## DATASET EXTRACT
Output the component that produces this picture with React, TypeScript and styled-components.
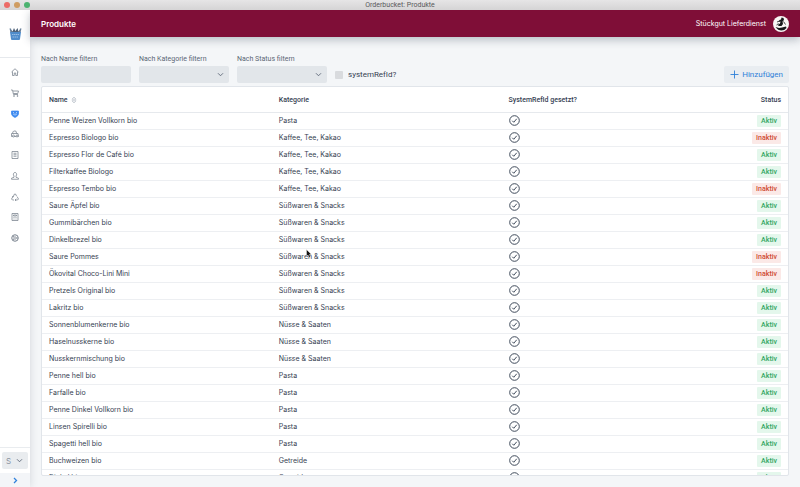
import React from "react";
import styled, { createGlobalStyle, css } from "styled-components";

const compactFont = 'Roboto, "Liberation Sans", sans-serif';

const GlobalStyle = createGlobalStyle`
  *, *::before, *::after { box-sizing: border-box; }
  body {
    margin: 0;
    background: #f4f6f8;
    color: #364152;
    font-family: Inter, "Liberation Sans", sans-serif;
    font-size: 7px;
    line-height: 10px;
  }
  button, input, select { font: inherit; color: inherit; }
`;

const Window = styled.div`
  position: relative;
  display: flex;
  flex-direction: column;
  height: 100vh;
  overflow: hidden;
`;

const TitleBar = styled.div`
  position: relative;
  flex: none;
  display: flex;
  align-items: center;
  justify-content: center;
  height: 10px;
  background: linear-gradient(#e6e5e6, #d5d4d5);
  color: #59595b;
  font-family: ${compactFont};
`;

const TrafficLights = styled.div`
  position: absolute;
  left: 4px;
  top: 2px;
  display: flex;
  gap: 4px;
`;

const Light = styled.span<{ $color: string }>`
  width: 6px;
  height: 6px;
  border-radius: 50%;
  background: ${(p) => p.$color};
`;

const Body = styled.div`
  flex: 1;
  min-height: 0;
  display: flex;
`;

const Sidebar = styled.aside`
  flex: none;
  width: 30px;
  display: flex;
  flex-direction: column;
  background: #fff;
  box-shadow: 0 0 8px rgba(60, 72, 90, 0.18);
`;

const LogoBox = styled.a`
  height: 48px;
  display: flex;
  align-items: center;
  justify-content: center;
  border-bottom: 1px solid #e6e9ed;
`;

const Nav = styled.nav`
  height: 186px;
  padding: 10px 0 2px;
  display: flex;
  flex-direction: column;
  align-items: center;
  justify-content: space-between;
`;

const NavLink = styled.a<{ $active?: boolean }>`
  display: flex;
  color: ${(p) => (p.$active ? "#3d8af0" : "#77808c")};
`;

const SidebarFooter = styled.div`
  margin-top: auto;
  border-top: 1px solid #e9ecef;
`;

const arrowless = css`
  appearance: none;
  width: 100%;
  border: 0;
  outline: 0;
  border-radius: 2px;
`;

const SelectWrap = styled.div`
  position: relative;
  display: flex;
`;

const SelectArrow = styled.span`
  position: absolute;
  right: 5px;
  top: 0;
  bottom: 0;
  display: flex;
  align-items: center;
  color: #5d6878;
  pointer-events: none;
`;

const AccountBox = styled.div`
  padding: 4px 2px;
`;

const AccountSelect = styled.select`
  ${arrowless}
  height: 17px;
  padding: 0 4px;
  background: #e9ecef;
  color: #8a93a0;
  font-size: 8px;
`;

const ExpandButton = styled.button`
  display: flex;
  align-items: center;
  justify-content: center;
  width: 100%;
  height: 14px;
  padding: 0;
  border: 0;
  background: #f3f5f8;
  color: #3182dc;
`;

const Main = styled.main`
  flex: 1;
  min-width: 0;
  display: flex;
  flex-direction: column;
`;

const Header = styled.header`
  flex: none;
  display: flex;
  align-items: center;
  justify-content: space-between;
  height: 27px;
  padding: 0 11px;
  background: #7f0e37;
  color: #fff;
  box-shadow: 0 3px 9px rgba(60, 72, 90, 0.32);
`;

const PageTitle = styled.h1`
  margin: 0;
  font-size: 8px;
  font-weight: 600;
`;

const Account = styled.div`
  display: flex;
  align-items: center;
  gap: 7px;
`;

const Content = styled.div`
  flex: 1;
  min-height: 0;
  display: flex;
  flex-direction: column;
  padding: 17px 11px 11px;
`;

const Toolbar = styled.div`
  flex: none;
  display: flex;
  align-items: flex-end;
  gap: 8px;
  padding-bottom: 3px;
`;

const Field = styled.label`
  display: flex;
  flex-direction: column;
  gap: 2px;
  width: 90px;
  color: #5b6675;
  font-family: ${compactFont};
`;

const TextInput = styled.input`
  ${arrowless}
  height: 17px;
  padding: 0 5px;
  background: #e2e6ea;
`;

const FilterSelect = styled.select`
  ${arrowless}
  height: 17px;
  padding: 0 5px;
  background: #e2e6ea;
`;

const CheckLabel = styled.label`
  display: flex;
  align-items: center;
  gap: 5px;
  height: 17px;
  font-family: ${compactFont};
  font-size: 8px;
`;

const Checkbox = styled.input`
  appearance: none;
  width: 8px;
  height: 8px;
  margin: 0;
  border-radius: 1px;
  background: #d9dbde;
`;

const AddButton = styled.button`
  display: flex;
  align-items: center;
  gap: 3px;
  height: 17px;
  margin-left: auto;
  padding: 0 6px;
  border: 0;
  border-radius: 2px;
  background: #e9edf1;
  color: #2f80d8;
  font-family: ${compactFont};
  font-size: 8px;
`;

const Panel = styled.section`
  flex: 1;
  min-height: 0;
  overflow: hidden;
  background: #fff;
  border: 1px solid #e1e5ea;
  border-radius: 2px;
`;

const Table = styled.table`
  width: 100%;
  table-layout: fixed;
  border-collapse: separate;
  border-spacing: 0;
`;

const HeadCell = styled.th<{ $width?: string; $right?: boolean }>`
  width: ${(p) => p.$width ?? "auto"};
  height: 26px;
  padding: 0 7px;
  border-bottom: 1px solid #e6e9ed;
  font-family: ${compactFont};
  font-weight: 500;
  text-align: ${(p) => (p.$right ? "right" : "left")};
`;

const SortLabel = styled.span`
  display: flex;
  align-items: center;
  gap: 3px;
`;

const Cell = styled.td<{ $right?: boolean }>`
  height: 17px;
  padding: 0 7px;
  border-bottom: 1px solid #edeff2;
  text-align: ${(p) => (p.$right ? "right" : "left")};
  white-space: nowrap;

  svg {
    display: block;
    margin-bottom: 1px;
  }
`;

const Badge = styled.span<{ $inactive: boolean }>`
  display: inline-block;
  padding: 1px 4px;
  border-radius: 1px;
  font-family: ${compactFont};
  font-weight: 500;
  vertical-align: middle;
  background: ${(p) => (p.$inactive ? "#fbe9e7" : "#e4f7ec")};
  color: ${(p) => (p.$inactive ? "#cf4a32" : "#31a663")};
`;

const Pointer = styled.svg`
  position: absolute;
  left: 306px;
  top: 249px;
`;

const Chevron = ({ right = false }: { right?: boolean }) => (
  <svg width="7" height="7" viewBox="0 0 14 14" fill="none" stroke="currentColor" strokeWidth={right ? 2.6 : 1.8}>
    <path d={right ? "M4 2l5 5-5 5" : "M2 4.5l5 5 5-5"} />
  </svg>
);

const Plus = () => (
  <svg width="9" height="9" viewBox="0 0 18 18" stroke="currentColor" strokeWidth="1.8">
    <path d="M9 1v16M1 9h16" />
  </svg>
);

const SortIcon = () => (
  <svg width="6" height="8" viewBox="0 0 12 16" fill="none" stroke="#a9b1bc" strokeWidth="1.2">
    <path d="M2 6.5L6 2l4 4.5zM2 9.5L6 14l4-4.5z" />
  </svg>
);

const CheckCircle = () => (
  <svg width="11" height="11" viewBox="0 0 22 22" fill="none" stroke="#364152" strokeWidth="1.9">
    <circle cx="11" cy="11" r="9.6" />
    <path d="M6.5 11.5l3 3 6-7" />
  </svg>
);

const Logo = () => (
  <svg width="13" height="13" viewBox="0 0 26 26">
    <path d="M4 11L2 3l5 6 3-7 3 6 4-6 2 7 5-6-2 8z" fill="#4e6178" />
    <path d="M1 3h3l2 8H3zM25 3h-3l-2 8h3z" fill="#69809b" />
    <path d="M2 10h22l-2 14q0 2-2 2H6q-2 0-2-2z" fill="#4f8ccb" />
    <path d="M6 15h14M7 20h12" stroke="#b7d3ee" strokeWidth="1.4" strokeDasharray="3 1" />
  </svg>
);

const Avatar = () => (
  <svg width="16" height="16" viewBox="0 0 32 32" role="img" aria-label="Stückgut">
    <circle cx="16" cy="16" r="16" fill="#f8f7f5" />
    <path d="M17 3l4 1 1 4-3 3 1 5-3 4h-5l-3-2 5-3 1-4-4 1 2-4 3-1z" fill="#17191b" />
    <path d="M8 12l5-2M7 18l4-3M21 11l4 6" stroke="#17191b" strokeWidth="1.6" />
    <path d="M5 22l7 2 6-1 8-2 1 3q-4 5-10 5-7 0-12-7z" fill="#17191b" />
  </svg>
);

const navIcons: { label: string; art: React.ReactNode }[] = [
  { label: "Übersicht", art: <path d="M1 8l7-6.5L15 8M3 7v8h3.5v-5h3v5H13V7" /> },
  {
    label: "Bestellungen",
    art: (
      <>
        <path d="M0 2h3l2 9h9M4 4h11l-1.5 5H5" />
        <circle cx="6" cy="14" r="1" />
        <circle cx="13" cy="14" r="1" />
      </>
    ),
  },
  {
    label: "Produkte",
    art: (
      <>
        <path d="M1 2h14v6q-1 5-7 7-6-2-7-7z" fill="currentColor" />
        <path d="M4 5.5h2M10 5.5h2M8 7v4M5 9h1M10 9h1" stroke="#fff" />
      </>
    ),
  },
  {
    label: "Lieferungen",
    art: (
      <>
        <path d="M3.5 7V4l2-2h4l2 5M1 7h13l1 6H1z" />
        <circle cx="5" cy="12" r="2" fill="#fff" />
        <circle cx="12" cy="12" r="2" fill="#fff" />
      </>
    ),
  },
  { label: "Listen", art: <path d="M2 1h12v14H2zM5 4.5h6M5 7.5h6M5 10.5h6" /> },
  { label: "Kunden", art: <path d="M1 14.5h14v-2l-5-2V8q2-2 1-5-1-2-3-2T5 3q-1 3 1 5v2.5l-5 2z" /> },
  { label: "Kreislauf", art: <path d="M5 6l2-4h2l2 4M12 7l3 5-2 2H9M6 14H3l-2-2 3-5M10.5 11.5L8 14l2 2M2 8l2-1.500 2 1.500" /> },
  { label: "Berichte", art: <path d="M2 1h12v14H2zM5 4h6v2H5zM5 9h2M9 9h2M5 12h2M9 12h2" /> },
  {
    label: "Einstellungen",
    art: (
      <>
        <circle cx="8" cy="8" r="6.5" strokeWidth="2" />
        <circle cx="8" cy="8" r="2.5" />
        <path d="M10.5 8H14M4 4l2 2M4 12l2-2" />
      </>
    ),
  },
];

const snacks = "Süßwaren & Snacks";
const drinks = "Kaffee, Tee, Kakao";
const nuts = "Nüsse & Saaten";

const products: [name: string, category: string, inactive?: boolean][] = [
  ["Penne Weizen Vollkorn bio", "Pasta"],
  ["Espresso Biologo bio", drinks, true],
  ["Espresso Flor de Café bio", drinks],
  ["Filterkaffee Biologo", drinks],
  ["Espresso Tembo bio", drinks, true],
  ["Saure Äpfel bio", snacks],
  ["Gummibärchen bio", snacks],
  ["Dinkelbrezel bio", snacks],
  ["Saure Pommes", snacks, true],
  ["Ökovital Choco-Lini Mini", snacks, true],
  ["Pretzels Original bio", snacks],
  ["Lakritz bio", snacks],
  ["Sonnenblumenkerne bio", nuts],
  ["Haselnusskerne bio", nuts],
  ["Nusskernmischung bio", nuts],
  ["Penne hell bio", "Pasta"],
  ["Farfalle bio", "Pasta"],
  ["Penne Dinkel Vollkorn bio", "Pasta"],
  ["Linsen Spirelli bio", "Pasta"],
  ["Spagetti hell bio", "Pasta"],
  ["Buchweizen bio", "Getreide"],
  ["Dinkel bio", "Getreide"],
];

export default function App() {
  return (
    <>
      <GlobalStyle />
      <Window>
        <TitleBar>
          <TrafficLights>
            <Light $color="#ec6b67" />
            <Light $color="#cf9c62" />
            <Light $color="#4cb270" />
          </TrafficLights>
          Orderbucket: Produkte
        </TitleBar>
        <Body>
          <Sidebar>
            <LogoBox href="#" aria-label="Orderbucket">
              <Logo />
            </LogoBox>
            <Nav>
              {navIcons.map(({ label, art }) => (
                <NavLink key={label} href="#" aria-label={label} $active={label === "Produkte"}>
                  <svg width="8" height="8" viewBox="0 0 16 16" fill="none" stroke="currentColor" strokeWidth="1.5">
                    {art}
                  </svg>
                </NavLink>
              ))}
            </Nav>
            <SidebarFooter>
              <AccountBox>
                <SelectWrap>
                  <AccountSelect aria-label="Konto">
                    <option>S</option>
                  </AccountSelect>
                  <SelectArrow>
                    <Chevron />
                  </SelectArrow>
                </SelectWrap>
              </AccountBox>
              <ExpandButton aria-label="Menü ausklappen">
                <Chevron right />
              </ExpandButton>
            </SidebarFooter>
          </Sidebar>
          <Main>
            <Header>
              <PageTitle>Produkte</PageTitle>
              <Account>
                Stückgut Lieferdienst
                <Avatar />
              </Account>
            </Header>
            <Content>
              <Toolbar>
                <Field>
                  Nach Name filtern
                  <TextInput type="text" />
                </Field>
                <Field>
                  Nach Kategorie filtern
                  <SelectWrap>
                    <FilterSelect />
                    <SelectArrow>
                      <Chevron />
                    </SelectArrow>
                  </SelectWrap>
                </Field>
                <Field>
                  Nach Status filtern
                  <SelectWrap>
                    <FilterSelect />
                    <SelectArrow>
                      <Chevron />
                    </SelectArrow>
                  </SelectWrap>
                </Field>
                <CheckLabel>
                  <Checkbox type="checkbox" />
                  systemRefId?
                </CheckLabel>
                <AddButton>
                  <Plus />
                  Hinzufügen
                </AddButton>
              </Toolbar>
              <Panel>
                <Table>
                  <thead>
                    <tr>
                      <HeadCell $width="30.8%">
                        <SortLabel>
                          Name
                          <SortIcon />
                        </SortLabel>
                      </HeadCell>
                      <HeadCell $width="30.8%">Kategorie</HeadCell>
                      <HeadCell>SystemRefId gesetzt?</HeadCell>
                      <HeadCell $width="10%" $right>
                        Status
                      </HeadCell>
                    </tr>
                  </thead>
                  <tbody>
                    {products.map(([name, category, inactive = false]) => (
                      <tr key={name}>
                        <Cell>{name}</Cell>
                        <Cell>{category}</Cell>
                        <Cell>
                          <CheckCircle />
                        </Cell>
                        <Cell $right>
                          <Badge $inactive={inactive}>{inactive ? "Inaktiv" : "Aktiv"}</Badge>
                        </Cell>
                      </tr>
                    ))}
                  </tbody>
                </Table>
              </Panel>
            </Content>
          </Main>
        </Body>
        <Pointer width="6" height="9" viewBox="0 0 12 18" aria-hidden="true">
          <path d="M1 1v14l3-3 2 5 3-1-2-5h4z" fill="#111" stroke="#fff" strokeWidth="0.8" />
        </Pointer>
      </Window>
    </>
  );
}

## WRITTEN INSTRUCTION
Pick out the lines that have the word "components". Copy them all.

## THE REPLY
Output the component that produces this picture with React, TypeScript and styled-components.
import styled, { createGlobalStyle, css } from "styled-components";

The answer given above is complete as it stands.